There is a danger in the life of faith and of prayer when we reduce our relationship with Jesus just to personal action and accomplishments alone. We can face this temptation when we merely react impulsively to darkness, trial, and difficulties. We can face it when we are tempted to compromise who we are for worldly acclaim at the expense of being faithful to Jesus. This temptation to activism can also pose a risk of clinging solely to our own preferences, consolations, or egos alone. It risks cutting us off eternally from he who is the true vine and the union with Him that he made us to share in. Teresa also warns us of this danger:
How our will deviates its inclination from that which is the will of God. He wants us to love the truth; we love the lie. He wants us to desire the eternal; we, here below, lean toward what comes to an end. He wants us to desire sublime and great things; we, here below, desire base and earthly things. He would want us to desire only what is secure; we, here below, love the dubious. Everything is a mockery… except beseeching God to free us from these dangers forever and draw us at last away from every evil… What does it cost us to ask for a great deal? We are asking it of one who is powerful… His name be forever hallowed in heaven and on earth, and may his will be always done in me. Amen (Way of Perfection, 42:2, 4. Taken from Drink From the Stream: Prayers of Carmelites, 72).

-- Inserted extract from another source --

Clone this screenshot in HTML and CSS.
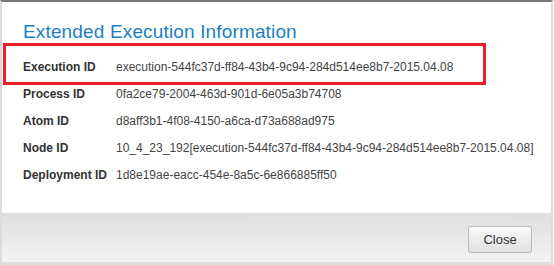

Our lives as disciples of Jesus are not just about our own interests, consolations, and pet projects alone. They are about abiding in the truth of divine union with the Lord in love with every fiber of our being. This is attained by cooperating with grace through embracing the life of prayer faithfully while living in the world. In this, we remain in Him and He in us and we bear the fruit of salvation and perfection that He longs us to bear for the sake of His church (cf. Jn 15:1-8). So we pray to St. Teresa of Avila on this her feast day, alongside her companion, St. John of the Cross, St. Elijah the Prophet, Our Lady of Mount Carmel, and St. Joseph that we may ever abide faithfully in the One True Vine, Our Lord Jesus Christ, and so bear the fruit of his love both in this life and eternally in heaven.